Wednesday, May 30, 2007
Warnings that the author is trying to get across
I think that the author did a good job warning us about dystopia by writing this book. He makes the whole book believable by not having any items or technology that would be impossible to create. Because the book is believable than it makes it even more scarier because we know it would be possible in our world. He also writes and makes the society as worse as he could imagine. I think that the author was scared of a society like this happening in the real world, so he created a book to show us how bad it would be and make sure we would stop it. The last line of the play says, "He loved Big Brother," The author shows in the book that if a society like this gets established, than even if there are people that want to rebel against it, than they are probably not going to stop it. He shows in the book that as soon as the government starts taking away our freedoms, we have to act against them, because if we wait too long, than we will end up like winston. I think one of the things Americans fear the most is if we did not have our privacy.
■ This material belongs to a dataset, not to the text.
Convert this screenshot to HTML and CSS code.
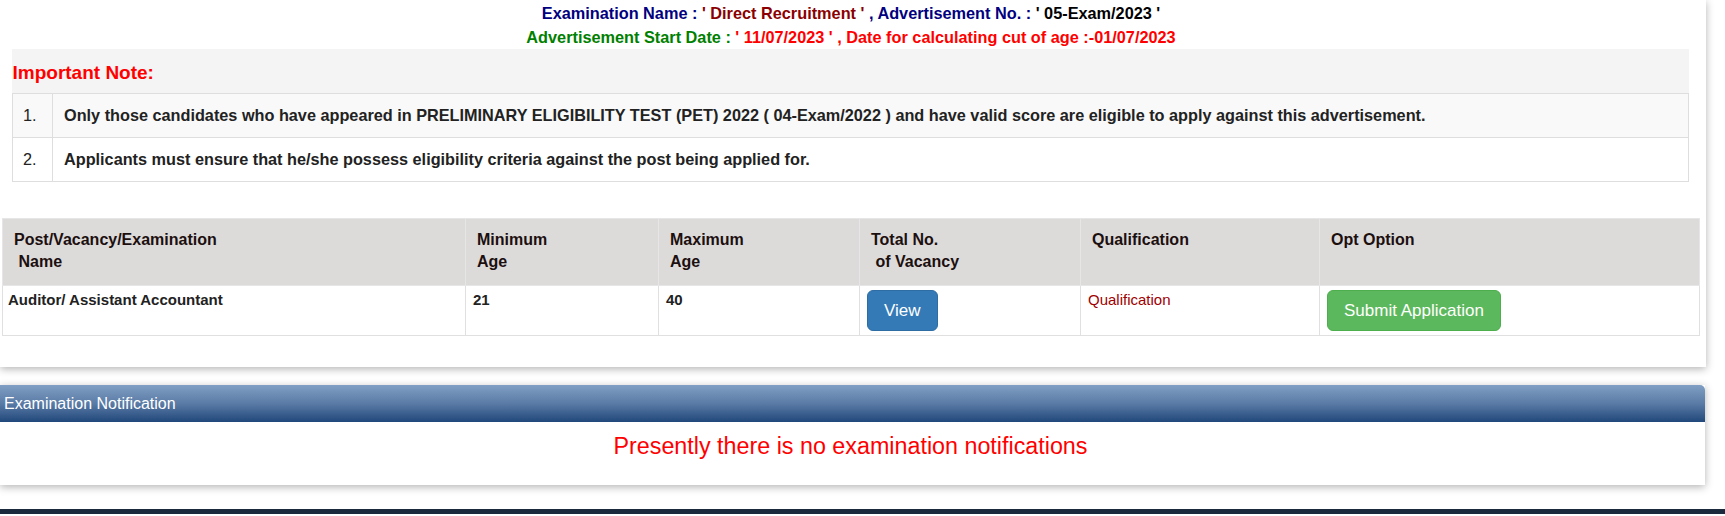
FILE: index.html
```html
<!DOCTYPE html>
<html lang="en">
<head>
  <meta charset="UTF-8" />
  <meta name="viewport" content="width=device-width, initial-scale=1.0" />
  <title>Examination</title>
  <link rel="stylesheet" href="styles.css">
</head>

<body>
  <div class="exam-panel">
    <div class="exam-info">
      <div>
        <span class="c-navy">Examination Name : </span><span class="c-maroon">' Direct Recruitment '</span>
        <span class="c-navy">, Advertisement No. : </span><span class="c-black">' 05-Exam/2023 '</span>
      </div>
      <div>
        <span class="c-green">Advertisement Start Date : </span><span class="c-red">' 11/07/2023 ' , Date for calculating cut of age :-01/07/2023</span>
      </div>
    </div>

    <table class="note-table">
      <tr>
        <th colspan="2" class="note-title">Important Note:</th>
      </tr>
      <tr class="odd">
        <td class="note-num">1.</td>
        <td class="note-text">Only those candidates who have appeared in PRELIMINARY ELIGIBILITY TEST (PET) 2022 ( 04-Exam/2022 ) and have valid score are eligible to apply against this advertisement.</td>
      </tr>
      <tr>
        <td class="note-num">2.</td>
        <td class="note-text">Applicants must ensure that he/she possess eligibility criteria against the post being applied for.</td>
      </tr>
    </table>

    <table class="post-table">
      <colgroup>
        <col style="width: 463px">
        <col style="width: 193px">
        <col style="width: 201px">
        <col style="width: 221px">
        <col style="width: 239px">
        <col>
      </colgroup>
      <thead>
        <tr>
          <th>Post/Vacancy/Examination<br>&nbsp;Name</th>
          <th>Minimum<br>Age</th>
          <th>Maximum<br>Age</th>
          <th>Total No.<br>&nbsp;of Vacancy</th>
          <th>Qualification</th>
          <th>Opt Option</th>
        </tr>
      </thead>
      <tbody>
        <tr>
          <td class="post-name">Auditor/ Assistant Accountant</td>
          <td class="bold">21</td>
          <td class="bold">40</td>
          <td><button class="btn btn-primary">View</button></td>
          <td><a href="#" class="qual-link">Qualification</a></td>
          <td><button class="btn btn-success">Submit Application</button></td>
        </tr>
      </tbody>
    </table>
  </div>

  <div class="notify-panel">
    <div class="notify-heading">Examination Notification</div>
    <div class="notify-body">Presently there is no examination notifications</div>
  </div>

  <footer class="page-footer"></footer>
</body>
</html>
```

FILE: styles.css
```css
* {
  box-sizing: border-box;
}

body {
  margin: 0;
  background-color: #fff;
  color: #222;
  font-family: 'Liberation Sans', Arial, sans-serif;
  font-size: 14px;
}

.exam-panel {
  width: 1706px;
  background: #fff;
  padding: 0 0 31px;
  box-shadow: 0 2px 8px rgba(0, 0, 0, 0.3);
}

.exam-info {
  text-align: center;
  font-weight: bold;
  font-size: 16.3px;
  line-height: 24px;
  padding: 1px 4px 0 0;
}

.c-navy { color: #000080; }
.c-maroon { color: #8b0000; }
.c-black { color: #000; }
.c-green { color: #008000; }
.c-red { color: #ff0000; }

.note-table {
  width: 1677px;
  margin: 0 0 0 12px;
  border-collapse: collapse;
  background: #f4f4f4;
}

.note-table th,
.note-table td {
  border: 1px solid #dedede;
  height: 44px;
  font-size: 16.25px;
  color: #222;
}

.note-title {
  text-align: left;
  color: #ff0000 !important;
  font-size: 19px !important;
  padding: 4px 0 0 0;
  border-left: none !important;
  border-right: none !important;
  border-top: none !important;
}

.note-table tr.odd td {
  background: #f9f9f9;
}

.note-table tr td {
  background: #fff;
}

.note-num {
  width: 40px;
  padding-left: 10px;
}

.note-text {
  font-weight: bold;
  padding-left: 11px;
}

.post-table {
  width: 1698px;
  margin: 36px 0 0 2px;
  border-collapse: collapse;
  table-layout: fixed;
}

.post-table th,
.post-table td {
  border: 1px solid #e0e0e0;
  vertical-align: top;
  text-align: left;
}

.post-table th {
  background-color: #dcdbda;
  color: #1c0f0f;
  font-size: 16px;
  line-height: 22px;
  padding: 10px 11px 12px;
  border-color: #e6e6e6;
}

.post-table td {
  padding: 4px 7px;
  line-height: 20px;
  font-size: 15px;
}

.post-name {
  font-weight: bold;
  padding-left: 5px !important;
}

.bold {
  font-weight: bold;
}

.qual-link {
  color: #a00000;
  text-decoration: none;
}

.btn {
  font-family: 'Liberation Sans', Arial, sans-serif;
  font-size: 17px;
  line-height: 23px;
  padding: 8px 16px;
  border: 1px solid transparent;
  border-radius: 6px;
  color: #fff;
  cursor: pointer;
}

.btn-primary {
  background-color: #337ab7;
  border-color: #2e6da4;
}

.btn-success {
  background-color: #5cb85c;
  border-color: #4cae4c;
}

.notify-panel {
  width: 1705px;
  margin-top: 18px;
  box-shadow: 0 2px 8px rgba(0, 0, 0, 0.3);
}

.notify-heading {
  height: 37px;
  line-height: 37px;
  padding-left: 4px;
  color: #fff;
  font-size: 16px;
  background: linear-gradient(to bottom, #819fc4, #5a7ba6 50%, #21487b);
  border-top-right-radius: 5px;
}

.notify-body {
  background: #fff;
  height: 63px;
  padding: 10px 4px 0 0;
  text-align: center;
  color: #ff0000;
  font-size: 23.3px;
  line-height: 28px;
}

.page-footer {
  margin-top: 24px;
  height: 5px;
  background-color: #1b2a3c;
}
```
In the book the people in the society have no privacy whatsoever because the telescreens can listen and see what they are doing no matter where they. I think that if the government started taking away our privacy than there would be an uproar in our country. For example when Bush ordered a phone tap without congresses approval a few years ago, it was a huge debate on the news and widly televised. He also shows how corupt people could get if they get power, because as soon as a person gets a little power, than they want more and more, and they will never give away their power.